= Serejeqa =

Town in Eritrea, South Africa

Serejeqa (سيريجاكا, ሰረጃቓ) is a town in the Anseba Region of Eritrea. It is located about 20 km northwest of Asmara on the asphalt road to Keren, which in turn lies roughly 75 km away. The town is situated on the ridge of the Eritrean Highlands. It is the upper endpoint of a gravel-road that traverses the eastern escarpments and has its other endpoint in Shebah, on the low-lying plains at the foot of escarpments. With this gravel road, Serejeqa connects the north-western part of the highlands, including the city of Keren (Eritrea's third largest city) with the Red Sea and the port of Massawa (the second largest city).
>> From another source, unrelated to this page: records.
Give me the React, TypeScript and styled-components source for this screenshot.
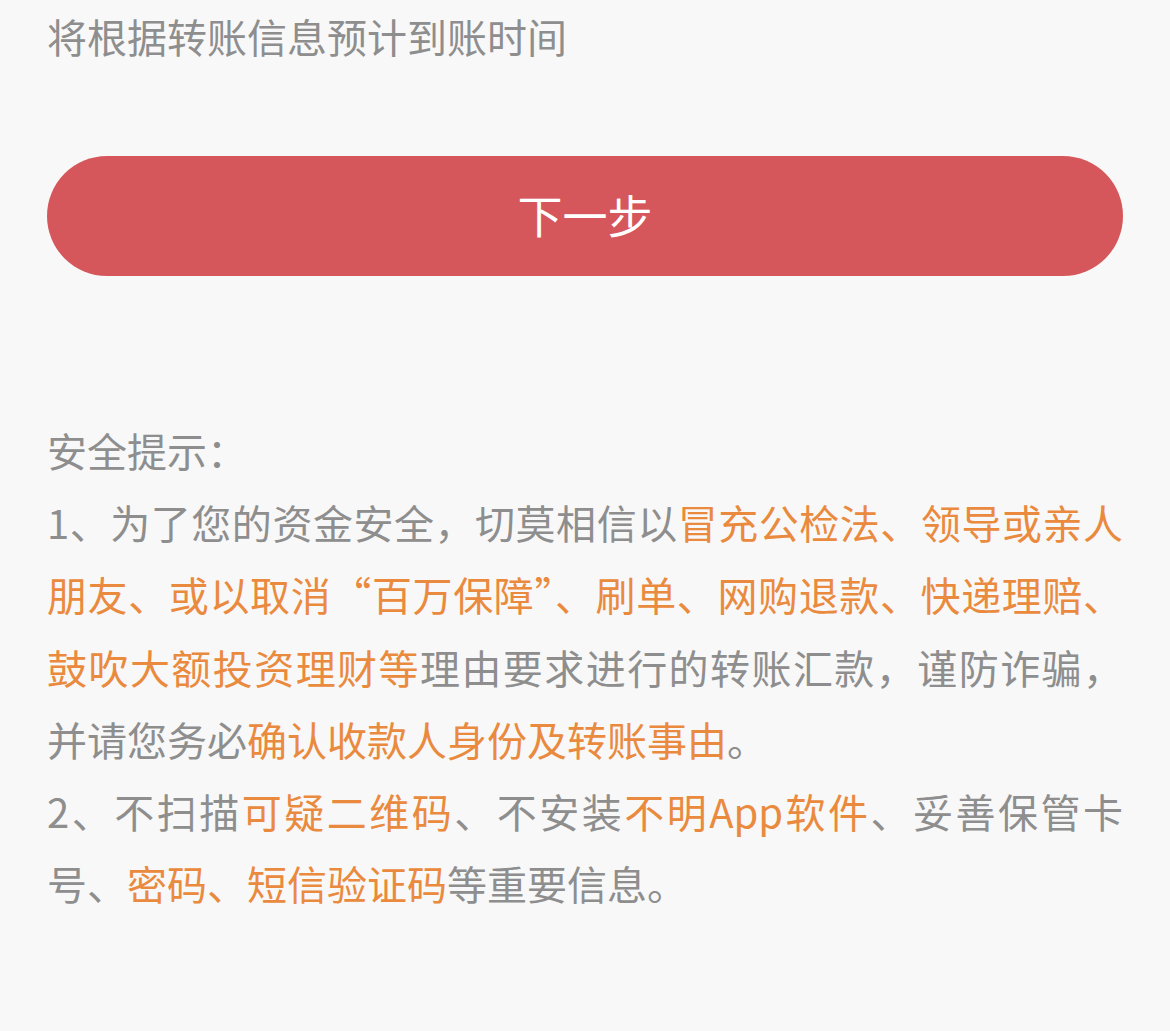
import React from "react";
import styled, { createGlobalStyle } from "styled-components";

const Global = createGlobalStyle`
  html, body {
    margin: 0;
    padding: 0;
    background: #f8f8f8;
  }
  body {
    font-family: "Noto Sans CJK SC", "Noto Sans", sans-serif;
  }
`;

const Page = styled.div`
  box-sizing: border-box;
  width: 1170px;
  min-height: 1031px;
  padding: 0 47px;
  background: #f8f8f8;
  display: flex;
  flex-direction: column;
`;

const Hint = styled.div`
  font-size: 40px;
  line-height: 72px;
  color: #8e8e8e;
`;

const NextButton = styled.button`
  margin-top: 84px;
  height: 120px;
  width: 100%;
  border: none;
  border-radius: 60px;
  background: #d6575b;
  color: #ffffff;
  font-family: "Noto Sans CJK SC", "Noto Sans", sans-serif;
  font-size: 45px;
  display: flex;
  align-items: center;
  justify-content: center;
  padding: 0 0 4px 0;
  cursor: pointer;
`;

const Notice = styled.div`
  margin-top: 138px;
  font-size: 40px;
  line-height: 72.2px;
  color: #8e8e8e;
  text-align: justify;
`;

const Line = styled.p`
  margin: 0;
`;

const Em = styled.span`
  color: #ea8a3e;
`;

export default function App() {
  return (
    <>
      <Global />
      <Page>
        <Hint>将根据转账信息预计到账时间</Hint>
        <NextButton>下一步</NextButton>
        <Notice>
          <Line>安全提示：</Line>
          <Line>
            1、为了您的资金安全，切莫相信以<Em>冒充公检法、领导或亲人朋友、或以取消“百万保障”、刷单、网购退款、快递理赔、鼓吹大额投资理财等</Em>理由要求进行的转账汇款，谨防诈骗，并请您务必<Em>确认收款人身份及转账事由</Em>。
          </Line>
          <Line>
            2、不扫描<Em>可疑二维码</Em>、不安装<Em>不明App软件</Em>、妥善保管卡号、<Em>密码、短信验证码</Em>等重要信息。
          </Line>
        </Notice>
      </Page>
    </>
  );
}
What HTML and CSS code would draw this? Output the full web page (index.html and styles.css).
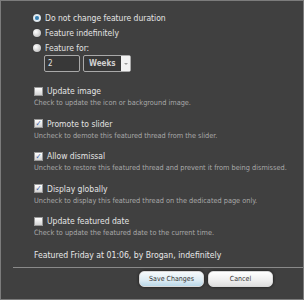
FILE: index.html
```html
<!DOCTYPE html>
<html lang="en">
<head>
    <meta charset="UTF-8">
    <title>Feature thread</title>
    <link rel="stylesheet" href="styles.css">
</head>
<body>
    <div class="dialog">
        <div class="duration">
            <div class="radio-row"><span class="radio checked"></span>Do not change feature duration</div>
            <div class="radio-row"><span class="radio"></span>Feature indefinitely</div>
            <div class="radio-row"><span class="radio"></span>Feature for:</div>
            <div class="for-row">
                <div class="num">2</div>
                <div class="select">Weeks<span class="arrow"></span></div>
            </div>
        </div>

        <div class="options">
            <div class="option">
                <div class="label"><span class="box"></span>Update image</div>
                <div class="hint">Check to update the icon or background image.</div>
            </div>
            <div class="option">
                <div class="label"><span class="box checked">&#10003;</span>Promote to slider</div>
                <div class="hint">Uncheck to demote this featured thread from the slider.</div>
            </div>
            <div class="option">
                <div class="label"><span class="box checked">&#10003;</span>Allow dismissal</div>
                <div class="hint">Uncheck to restore this featured thread and prevent it from being dismissed.</div>
            </div>
            <div class="option">
                <div class="label"><span class="box checked">&#10003;</span>Display globally</div>
                <div class="hint">Uncheck to display this featured thread on the dedicated page only.</div>
            </div>
            <div class="option">
                <div class="label"><span class="box"></span>Update featured date</div>
                <div class="hint">Check to update the featured date to the current time.</div>
            </div>
        </div>

        <div class="featured">Featured Friday at 01:06, by Brogan, indefinitely</div>

        <div class="actions">
            <button class="btn primary">Save Changes</button>
            <button class="btn">Cancel</button>
        </div>
    </div>
</body>
</html>
```

FILE: styles.css
```css
body {
    margin: 0;
    background: #404040;
    font-family: 'DejaVu Sans Condensed', 'DejaVu Sans', sans-serif;
    color: #e4e4e4;
}

.dialog {
    width: 302px;
    height: 298px;
    border: 1px solid #7c7c7c;
    background: #404040;
    overflow: hidden;
}

.duration {
    padding: 9px 0 0 32px;
}

.radio-row {
    display: flex;
    align-items: center;
    height: 15px;
    font-size: 8.5px;
}

.radio {
    width: 8px;
    height: 8px;
    border-radius: 50%;
    margin-right: 4px;
    background: radial-gradient(circle at 35% 35%, #ffffff, #c8c8c8 70%, #9a9a9a);
    box-shadow: 0 0 1px #222;
}

.radio.checked {
    background: radial-gradient(circle, #2d6f9a 0, #4a90c0 30%, #e6eef3 45%, #b7c4cc 100%);
}

.for-row {
    display: flex;
    gap: 3px;
    padding-left: 11px;
    height: 17px;
}

.num {
    width: 31px;
    height: 15px;
    border: 1px solid #a9a9a9;
    border-radius: 2px;
    background: #383838;
    font-size: 8px;
    line-height: 15px;
    padding-left: 3px;
}

.select {
    position: relative;
    width: 41px;
    height: 15px;
    border: 1px solid #a9a9a9;
    border-radius: 2px;
    background: #383838;
    font-size: 8px;
    font-weight: bold;
    color: #d0d0d0;
    line-height: 15px;
    padding-left: 5px;
}

.arrow {
    position: absolute;
    right: 0;
    top: 0;
    width: 9px;
    height: 15px;
    background: #f2f2f2;
}

.arrow::after {
    content: "";
    position: absolute;
    left: 3px;
    top: 7px;
    border-left: 2px solid transparent;
    border-right: 2px solid transparent;
    border-top: 2px solid #999;
}

.options {
    margin-top: 13px;
}

.option {
    padding-left: 33px;
    margin-bottom: 8.5px;
}

.label {
    display: flex;
    align-items: center;
    height: 12px;
    font-size: 8.5px;
}

.box {
    width: 7px;
    height: 7px;
    margin-right: 4px;
    border: 1px solid #9a9a9a;
    background: linear-gradient(#ffffff, #d4d4d4);
    color: #3d5fa8;
    font-size: 8px;
    font-weight: bold;
    line-height: 7px;
    text-align: center;
}

.hint {
    height: 12px;
    line-height: 12px;
    font-size: 7.3px;
    color: #a8a8a8;
}

.featured {
    padding-left: 33px;
    margin-top: 2px;
    line-height: 14px;
    font-size: 8.6px;
    color: #e8e8e8;
}

.actions {
    display: flex;
    justify-content: flex-end;
    gap: 4px;
    margin: 5px 0 0 12px;
    padding: 3px 30px 0 0;
    border-top: 1px solid #8a8a8a;
}

.btn {
    width: 65px;
    height: 16px;
    padding: 0;
    border: 1px solid #d8d8d8;
    border-radius: 5px;
    background: linear-gradient(#ffffff, #eeeeee 60%, #dedede);
    box-shadow: 0 0 3px #151515;
    font-family: inherit;
    font-size: 7px;
    color: #333;
}

.btn.primary {
    background: linear-gradient(#f6fafc, #dcebf3 60%, #b9d7e8);
}
```
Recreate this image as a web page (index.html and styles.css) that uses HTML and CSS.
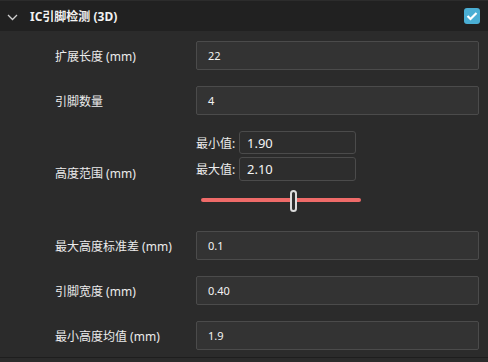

This route can be traveled without having to pass through the congested capital and largest city Asmara or use the equally congested mountain-segment of the Asmara-Massawa asphalt road. Instead, the gravel road beginning in Serejeqa on one end, connects to the She'eb-Gahtelai asphalt road, which in turn unites with the less congested lowland part of the Massawa asphalt road, just 35 km from Massawa itself. Due to its proximity and connections to Asmara, Serejeqa also functions as a suburb of the capital, although it is not part of the metropolitan region of the capital (i.e. Maekel or Central Region).